At the end of the mission, Ms. Daseking issued the following statement:

“While Ghana’s medium-term economic prospects remain strong, short-term risks arise on the back of sizeable fiscal and external imbalances. Economic growth weakened in the first half of 2013, reflecting energy disruptions and high real interest rates. As energy problems have now subsided, the mission expects full-year growth of about 7 percent, compared with 8 percent in 2012. Inflation has risen temporarily above 11 percent, as a result of the significant fuel price adjustments earlier in the year. The main risks to the economy arise from a large current account deficit—projected to increase to above 13 percent of GDP in response to much weaker gold and cocoa prices and ongoing fiscal pressures. With projected reserves of less than 3 months of imports, the economy is exposed to risks from a potentially deteriorating external environment and global financial market pressures.

“A preliminary assessment of fiscal performance during the first seven months of the year reveals significant challenges. Consistent with a slowdown in economic activity, revenues have fallen short of expectations, and overruns in the wage bill, electricity subsidies, and high interest payments on public debt are creating fiscal pressures.
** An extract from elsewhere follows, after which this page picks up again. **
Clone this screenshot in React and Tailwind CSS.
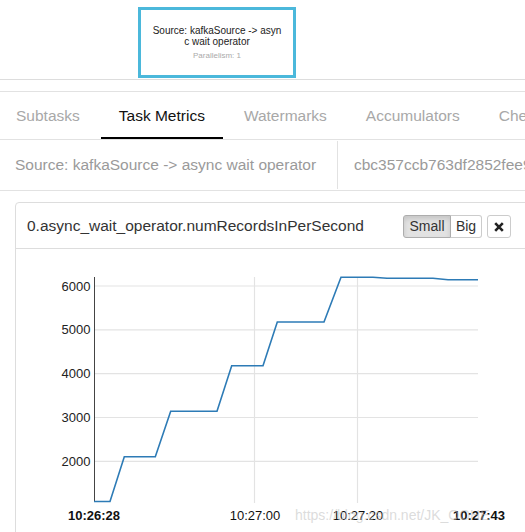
import React from "react";

const tabs = ["Subtasks", "Task Metrics", "Watermarks", "Accumulators", "Checkpoints"];

function Chart() {
  const grid = [
    [286, "6000"],
    [329.8, "5000"],
    [373.6, "4000"],
    [417.5, "3000"],
    [461.3, "2000"],
  ];
  const data =
    "M94,501.5 L110,501.5 L124.3,456.7 L155.3,456.7 L170.7,411.3 L217,411.3 L231.7,365.7 L263,365.7 L277.3,322 L324,322 L341,277.3 L373,277.3 L387,278.3 L433,278.3 L448,279.7 L478,279.7";
  return (
    <svg width="509" height="283" viewBox="16 249 509 283" className="block">
      {grid.map(([y, t]) => (
        <g key={t}>
          <line x1="94" x2="478" y1={y} y2={y} stroke="#e3e3e3" strokeWidth="1.2" />
          <text x="90.5" y={y + 4.5} textAnchor="end" fontSize="13" fill="#222" fontFamily="Liberation Sans, Arial, sans-serif">
            {t}
          </text>
        </g>
      ))}
      <line x1="254.5" x2="254.5" y1="277" y2="503" stroke="#e3e3e3" strokeWidth="1.2" />
      <line x1="357.5" x2="357.5" y1="277" y2="503" stroke="#e3e3e3" strokeWidth="1.2" />
      <line x1="94.5" x2="94.5" y1="277" y2="502" stroke="#444" strokeWidth="1" />
      <path d={data} fill="none" stroke="#2d7bb6" strokeWidth="1.6" strokeLinejoin="miter" />
      <g fontSize="13" fill="#111" fontFamily="Liberation Sans, Arial, sans-serif">
        <text x="94" y="520" textAnchor="middle" fontWeight="bold">10:26:28</text>
        <text x="255" y="520" textAnchor="middle">10:27:00</text>
        <text x="358" y="520" textAnchor="middle">10:27:20</text>
        <text x="479" y="520" textAnchor="middle" fontWeight="bold">10:27:43</text>
      </g>
    </svg>
  );
}

export default function App() {
  return (
    <div className="relative w-[525px] h-[532px] overflow-hidden bg-white font-['Liberation_Sans',Arial,sans-serif]">
      {/* graph pane */}
      <div className="h-[80px] border-b border-[#dddddd] pt-[7px] pl-[138px]">
        <div className="w-[158px] h-[71px] border-[3px] border-[#4bb8db] bg-white flex flex-col items-center pt-[15px]">
          <div className="w-[132px] text-center text-[10px] leading-[11px] text-[#222] break-all">
            Source: kafkaSource -&gt; async wait operator
          </div>
          <div className="mt-[4px] text-[8px] leading-[10px] text-[#aaa]">Parallelism: 1</div>
        </div>
      </div>

      {/* tabs */}
      <div className="mt-[11px] border-t border-b border-[#e2e2e2] flex -ml-[2px] gap-[3px] whitespace-nowrap">
        {tabs.map((t) => (
          <div
            key={t}
            className={
              t === "Task Metrics"
                ? "h-[47px] px-[18px] flex items-center text-[15.5px] text-[#111] border-b-[2px] border-black pt-[2px]"
                : "h-[47px] px-[18px] flex items-center text-[15.5px] text-[#a8a8a8]"
            }
          >
            {t}
          </div>
        ))}
      </div>

      {/* info row */}
      <div className="h-[51px] border-b border-[#e2e2e2] flex whitespace-nowrap text-[15.5px] text-[#9a9a9a]">
        <div className="pl-[15px] w-[338px] shrink-0 border-r border-[#e2e2e2] flex items-center my-[1px]">
          Source: kafkaSource -&gt; async wait operator
        </div>
        <div className="pl-[16px] flex items-center">cbc357ccb763df2852fee9a1c2e47bd8</div>
      </div>

      {/* metric card */}
      <div className="mt-[11px] ml-[15px] w-[520px] h-[400px] border border-[#dddddd] rounded-[4px]">
        <div className="h-[46px] border-b border-[#dddddd] flex items-center pl-[11px]">
          <div className="text-[15.5px] text-[#333] whitespace-nowrap">0.async_wait_operator.numRecordsInPerSecond</div>
          <div className="ml-auto mr-[23px] flex items-center gap-[5px] pt-[2px]">
            <div className="flex">
              <div className="w-[48px] h-[23px] flex items-center justify-center text-[14px] text-[#333] bg-[#e2e2e2] border border-[#adadad] rounded-l-[3px] shadow-[inset_0_3px_5px_rgba(0,0,0,0.125)]">
                Small
              </div>
              <div className="w-[31px] h-[23px] flex items-center justify-center text-[14px] text-[#333] bg-white border border-l-0 border-[#cccccc] rounded-r-[3px]">
                Big
              </div>
            </div>
            <div className="w-[24px] h-[23px] flex items-center justify-center bg-white border border-[#cccccc] rounded-[3px]">
              <svg width="10" height="10" viewBox="0 0 10 10">
                <path d="M1.2 1.2 L8.8 8.8 M8.8 1.2 L1.2 8.8" stroke="#222" strokeWidth="2.6" strokeLinecap="butt" />
              </svg>
            </div>
          </div>
        </div>
        <Chart />
      </div>

      {/* watermark */}
      <div className="absolute left-[295px] top-[506px] text-[14px] leading-[18px] text-[rgba(190,190,190,0.55)] whitespace-nowrap pointer-events-none">
        https://blog.csdn.net/JK_OOHE
      </div>
    </div>
  );
}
The government has responded decisively with a sharp retrenchment in other expenditure and the mid-year adoption of revenue measures, such as the reintroduction of the national stabilization and import levies. However, it will be difficult for the government to keep the deficit below 10 percent of GDP.

“The mission welcomed the consensus that is now emerging to reduce the excessive share of wages in government spending. The biometric registration of all public sector employees, the planned introduction of new HR guidelines to control hiring, and the agreement to settle wage negotiations before the budget discussions are positive first steps. Considering the unsustainable wage dynamics of recent years, a different approach is needed, based on wage moderation and strategic choices about the size and composition of the civil service.
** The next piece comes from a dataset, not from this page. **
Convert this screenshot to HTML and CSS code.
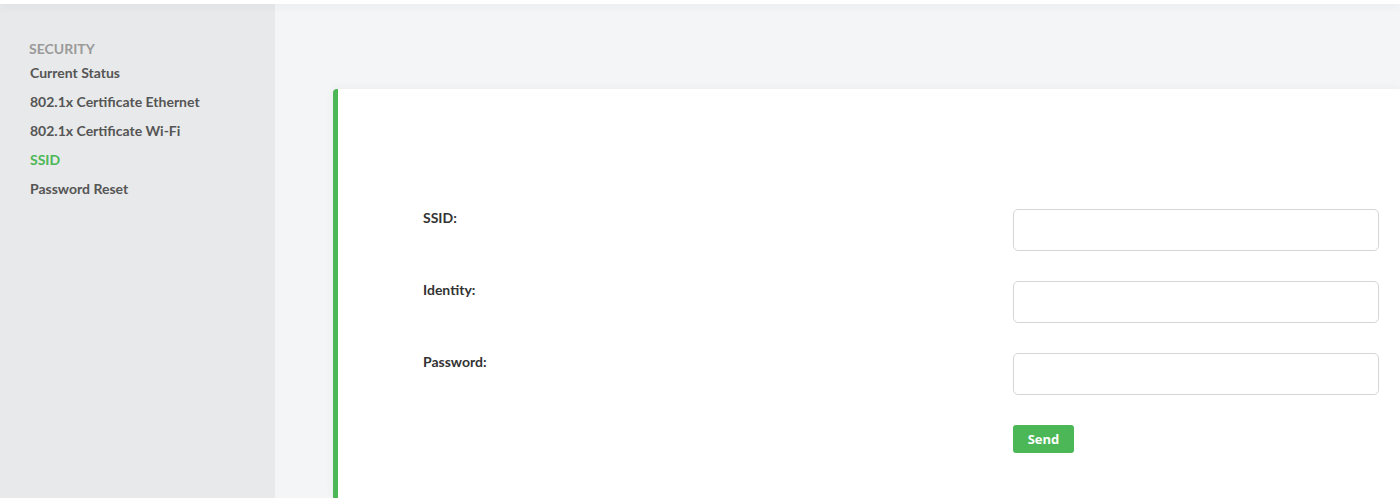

“The mission agreed with the authorities on the need to reduce subsidies and tackle the problems in the energy sector. It welcomed the reinstatement of the automatic fuel price adjustment mechanism. Going forward, restoration of electricity tariffs to cost-recovery levels will reduce fiscal risks and provide the needed space for higher social spending and critical infrastructure. To support these priorities, the mission also encouraged the government to strengthen its ongoing efforts to improve revenue collection and continue the ongoing public financial management reforms, which have gained renewed momentum.

“Discussions with the Bank of Ghana focused on external risks and the challenges of bringing inflation back to single digits. The mission stressed the need for rebuilding a prudent reserve buffer. It agreed that monetary policy needs to remain tight until fiscal consolidation is firmly established, and possibly be tightened further if depreciation and inflation pressures heighten.

“An IMF team is expected to return to Ghana in early 2014 to conduct Article IV consultation discussions.”